Bu sürecin sonucu olarak Polonya Anayasa Mahkemesi, 7 Ekim’de AB yasalarının Polonya Anayasası’nın üzerinde olmadığına dair önemli bir karar aldı. Bu açıkça, Polonya’nın AB tarafından alınan kararlara, AİHM kararlarına uymayacağı ya da uymak zorunda olmadığı anlamına geliyor. Mahkeme başkanlığını PiS’e “çok yakın” olarak bilinen Julia Przylebska yapıyor.
AİHM 15 Temmuz’da Polonya’daki yargıç atamalarının hukuk devleti prensibine uygun olmadığına karar vermişti. Ancak AB, bu kararı tanımayan Polonya’ya sözde uyarıların dışında harekete geçmedi.
AB’nin hukuk devleti ilkelerinin yok sayılması karşısında çok fazla seçeneğinin olmadığının bilincinde olan Polonya Başbakanı Marawiecki, önceki gün Strasbourg’da, 16 Ekim’de Polonya Anayasa Mahkemesini “Meşru olmayan bir mahkeme” olarak ilan eden Avrupa Parlamentosunda “Polonya Anayasası, AB yasalarının üzerindedir. AB, bize baskı yapıyor” dedi.

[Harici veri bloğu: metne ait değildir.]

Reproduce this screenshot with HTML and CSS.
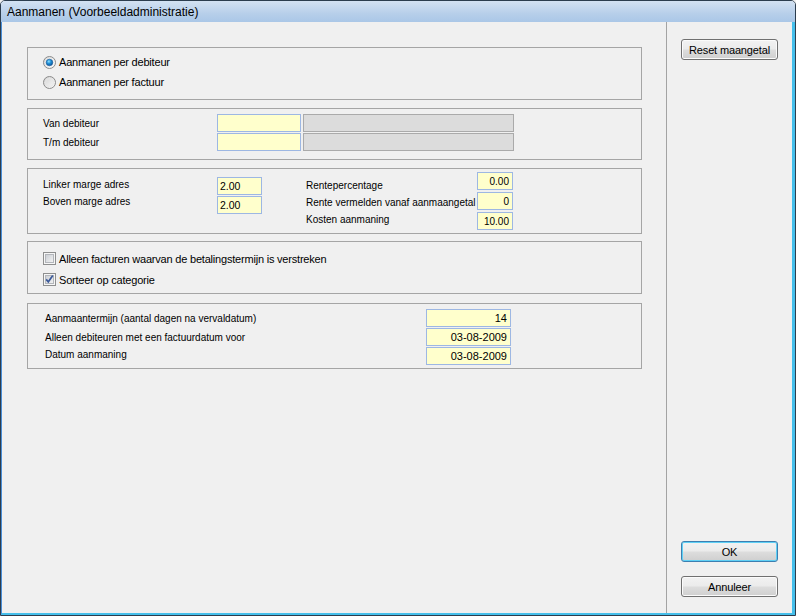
FILE: index.html
```html
<!DOCTYPE html>
<html>
<head>
<meta charset="utf-8">
<link rel="stylesheet" href="styles.css">
</head>
<body>
<div class="window">
  <div class="titlebar">Aanmanen (Voorbeeldadministratie)</div>
  <div class="client">
    <div class="main">
      <div class="group g1">
        <div class="opt">
          <svg class="ctl" width="13" height="13" viewBox="0 0 13 13">
            <defs>
              <linearGradient id="rb1" x1="0" y1="0" x2="1" y2="1"><stop offset="0" stop-color="#d8d8d8"/><stop offset="1" stop-color="#fdfdfd"/></linearGradient>
              <radialGradient id="dot1" cx="0.4" cy="0.35" r="0.7"><stop offset="0" stop-color="#8fe0ff"/><stop offset="0.45" stop-color="#1f8fd6"/><stop offset="1" stop-color="#0b4d91"/></radialGradient>
            </defs>
            <circle cx="6.5" cy="6.5" r="6" fill="url(#rb1)" stroke="#8b8b8b"/>
            <circle cx="6.5" cy="6.5" r="3.3" fill="url(#dot1)" stroke="#1b5e9e" stroke-width="0.6"/>
          </svg>
          <span>Aanmanen per debiteur</span>
        </div>
        <div class="opt">
          <svg class="ctl" width="13" height="13" viewBox="0 0 13 13">
            <defs>
              <linearGradient id="rb2" x1="0" y1="0" x2="1" y2="1"><stop offset="0" stop-color="#d2d2d2"/><stop offset="1" stop-color="#fbfbfb"/></linearGradient>
            </defs>
            <circle cx="6.5" cy="6.5" r="6" fill="url(#rb2)" stroke="#8b8b8b"/>
            <circle cx="6.5" cy="6.5" r="4" fill="none" stroke="#e6e6e6" stroke-width="0.8"/>
          </svg>
          <span>Aanmanen per factuur</span>
        </div>
      </div>

      <div class="group g2">
        <div class="row">
          <span class="lbl lbl-wide">Van debiteur</span>
          <span class="field yellow w-code"></span>
          <span class="field gray w-name"></span>
        </div>
        <div class="row">
          <span class="lbl lbl-wide">T/m debiteur</span>
          <span class="field yellow w-code"></span>
          <span class="field gray w-name"></span>
        </div>
      </div>

      <div class="group g3">
        <div class="col col-a">
          <span class="lbl">Linker marge adres</span>
          <span class="lbl">Boven marge adres</span>
        </div>
        <div class="col col-b">
          <span class="field yellow w-small">2.00</span>
          <span class="field yellow w-small">2.00</span>
        </div>
        <div class="col col-c">
          <span class="lbl">Rentepercentage</span>
          <span class="lbl">Rente vermelden vanaf aanmaangetal</span>
          <span class="lbl">Kosten aanmaning</span>
        </div>
        <div class="col col-d">
          <span class="field yellow num w-tiny">0.00</span>
          <span class="field yellow num w-tiny">0</span>
          <span class="field yellow num w-tiny">10.00</span>
        </div>
      </div>

      <div class="group g4">
        <div class="opt chk">
          <svg class="ctl" width="13" height="13" viewBox="0 0 13 13">
            <defs>
              <linearGradient id="cb1" x1="0" y1="0" x2="1" y2="1"><stop offset="0" stop-color="#c9cdd3"/><stop offset="1" stop-color="#f4f4f4"/></linearGradient>
            </defs>
            <rect x="0.5" y="0.5" width="12" height="12" fill="#f6f6f6" stroke="#8e8f8f"/>
            <rect x="2.5" y="2.5" width="8" height="8" fill="url(#cb1)" stroke="#b3b6bb"/>
          </svg>
          <span>Alleen facturen waarvan de betalingstermijn is verstreken</span>
        </div>
        <div class="opt chk">
          <svg class="ctl" width="13" height="13" viewBox="0 0 13 13">
            <defs>
              <linearGradient id="cb2" x1="0" y1="0" x2="1" y2="1"><stop offset="0" stop-color="#c9cdd3"/><stop offset="1" stop-color="#f4f4f4"/></linearGradient>
            </defs>
            <rect x="0.5" y="0.5" width="12" height="12" fill="#f6f6f6" stroke="#8e8f8f"/>
            <rect x="2.5" y="2.5" width="8" height="8" fill="url(#cb2)" stroke="#b3b6bb"/>
            <path d="M3.2 6.4 L5.3 8.8 L9.8 2.6" fill="none" stroke="#3c5a9a" stroke-width="1.7"/>
          </svg>
          <span>Sorteer op categorie</span>
        </div>
      </div>

      <div class="group g5">
        <div class="row">
          <span class="lbl lbl-long">Aanmaantermijn (aantal dagen na vervaldatum)</span>
          <span class="field yellow num w-date">14</span>
        </div>
        <div class="row">
          <span class="lbl lbl-long">Alleen debiteuren met een factuurdatum voor</span>
          <span class="field yellow num w-date">03-08-2009</span>
        </div>
        <div class="row">
          <span class="lbl lbl-long lbl-up">Datum aanmaning</span>
          <span class="field yellow num w-date">03-08-2009</span>
        </div>
      </div>
    </div>

    <div class="side">
      <button class="btn">Reset maangetal</button>
      <button class="btn default push">OK</button>
      <button class="btn">Annuleer</button>
    </div>
  </div>
</div>
</body>
</html>
```

FILE: styles.css
```css
html, body {
  margin: 0;
  padding: 0;
  background: #f0f0f0;
}

.window {
  box-sizing: border-box;
  width: 796px;
  height: 616px;
  border: 1px solid #2c3d4e;
  border-radius: 5px 5px 0 0;
  overflow: hidden;
  display: flex;
  flex-direction: column;
  background: #f0f0f0;
  font-family: "Liberation Sans", Arial, sans-serif;
  color: #000;
}

.titlebar {
  height: 21px;
  flex: none;
  background: linear-gradient(#d3e2f2, #b7cfea 60%, #aac7e7);
  font-size: 12px;
  line-height: 22px;
  padding-left: 6px;
  color: #000;
}

.client {
  flex: 1;
  display: flex;
  border-left: 1px solid #4a8fd8;
  border-right: 3px solid #45bfeb;
  border-bottom: 2px solid #45bfeb;
  min-height: 0;
}

.main {
  width: 665px;
  flex: none;
  border-right: 1px solid #a3a3a3;
  padding-top: 25px;
  box-sizing: border-box;
}

.side {
  flex: 1;
  display: flex;
  flex-direction: column;
  align-items: flex-start;
  padding: 17px 0 16px 14px;
}

.group {
  box-sizing: border-box;
  margin-left: 25px;
  width: 615px;
  border: 1px solid #a5a5a5;
}

.g1 { padding: 4px 0 7px 15px; }
.g2 { margin-top: 8px; padding: 5px 0 8px 15px; display: flex; flex-direction: column; gap: 1px; }
.g3 { margin-top: 8px; height: 66px; display: flex; align-items: flex-start; padding-left: 15px; }
.g4 { margin-top: 7px; padding: 6px 0 3px 15px; }
.g5 { margin-top: 9px; padding: 5px 0 3px 17px; display: flex; flex-direction: column; gap: 1px; }

.opt {
  display: flex;
  align-items: center;
  height: 20px;
  font-size: 11px;
  letter-spacing: -0.2px;
}
.opt.chk { height: 21px; }
.ctl { flex: none; margin-right: 3px; display: block; }

.row {
  display: flex;
  align-items: center;
  height: 18px;
}

.lbl {
  font-size: 10px;
  line-height: 17px;
  white-space: nowrap;
  display: block;
}
.lbl-wide { width: 174px; }
.lbl-long { width: 381px; }
.lbl-up { position: relative; top: -2px; }

.col { display: flex; flex-direction: column; }
.col-a { width: 174px; margin-top: 7px; }
.col-b { width: 45px; margin-top: 8px; gap: 1px; }
.col-c { width: 171px; margin-left: 44px; margin-top: 8px; }
.col-d { width: 36px; margin-top: 3px; gap: 2px; }

.field {
  box-sizing: border-box;
  height: 18px;
  font-size: 10px;
  line-height: 17px;
  padding: 0 2px;
  white-space: nowrap;
  display: block;
}
.yellow {
  background: #ffffcc;
  border: 1px solid #9db7e3;
}
.gray {
  background: #dcdcdc;
  border: 1px solid #aaaaaa;
}
.num { text-align: right; padding-right: 3px; }

.w-code { width: 84px; }
.w-name { width: 211px; margin-left: 2px; }
.w-small { width: 45px; font-size: 10.5px; }
.w-tiny { width: 36px; }
.w-date { width: 85px; font-size: 11px; }

.btn {
  box-sizing: border-box;
  width: 97px;
  height: 21px;
  margin: 0;
  padding: 0;
  font-family: "Liberation Sans", Arial, sans-serif;
  font-size: 11px;
  letter-spacing: -0.15px;
  color: #000;
  border: 1px solid #707070;
  border-radius: 3px;
  background: linear-gradient(#f2f2f2 0%, #ebebeb 48%, #dddddd 52%, #cfcfcf 100%);
  box-shadow: inset 0 0 0 1px #fbfbfb;
}
.btn.default {
  border-color: #3c7fb1;
  box-shadow: inset 0 0 0 1px #5fd0f5;
}
.push { margin-top: auto; margin-bottom: 14px; }
```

CİDDİ BİR HAMLE BEKLENMEMELİ
Anlaşılan o ki, milliyetçi-faşist temelde otoriterleşme yönünde atılan adımlar karşısında AB ciddi bir hamle yapmayacak. Zira sürecin bu aşamaya gelmesi AB’nin seyirci kalmasının sonucu. Şimdi para cezası, korona yardımlarının geri alınması ve veto hakkının iptal edilmesiyle, perde arkasındaki “tek adam” Başbakan Yardımcısı Jaroslav Kacinski’nin durdurulabileceğinden söz ediliyor.
AB’nin temel haklar ve hukuk devleti yerine “stratejik çıkarlar” temelindeki politikası nasıl ki Türkiye’de Erdoğan’ın güç kazanmasına hizmet ettiyse, Polonya’da da Kacinski’ye yol verdi. Bu nedenle sözde eleştiriler ve kimi göstermelik yaptırımla havanda su dövmekten öteye geçmiyor. Ekonomik-siyasi çıkarlar zedelenmedikçe AB’nin egemen güçleri için temel hak ve özgürlüklerin kısıtlanmasının çok da önemli olmadığını Türkiye, Polonya ve Macaristan örnekleri açık olarak gösteriyor.
Bu nedenle, demokrasiyi AB’den bekleme hayalciliğinden kurtulup, otoriter rejimlere karşı mücadelenin güçlendirilmesi tek çıkış yol olarak görünüyor.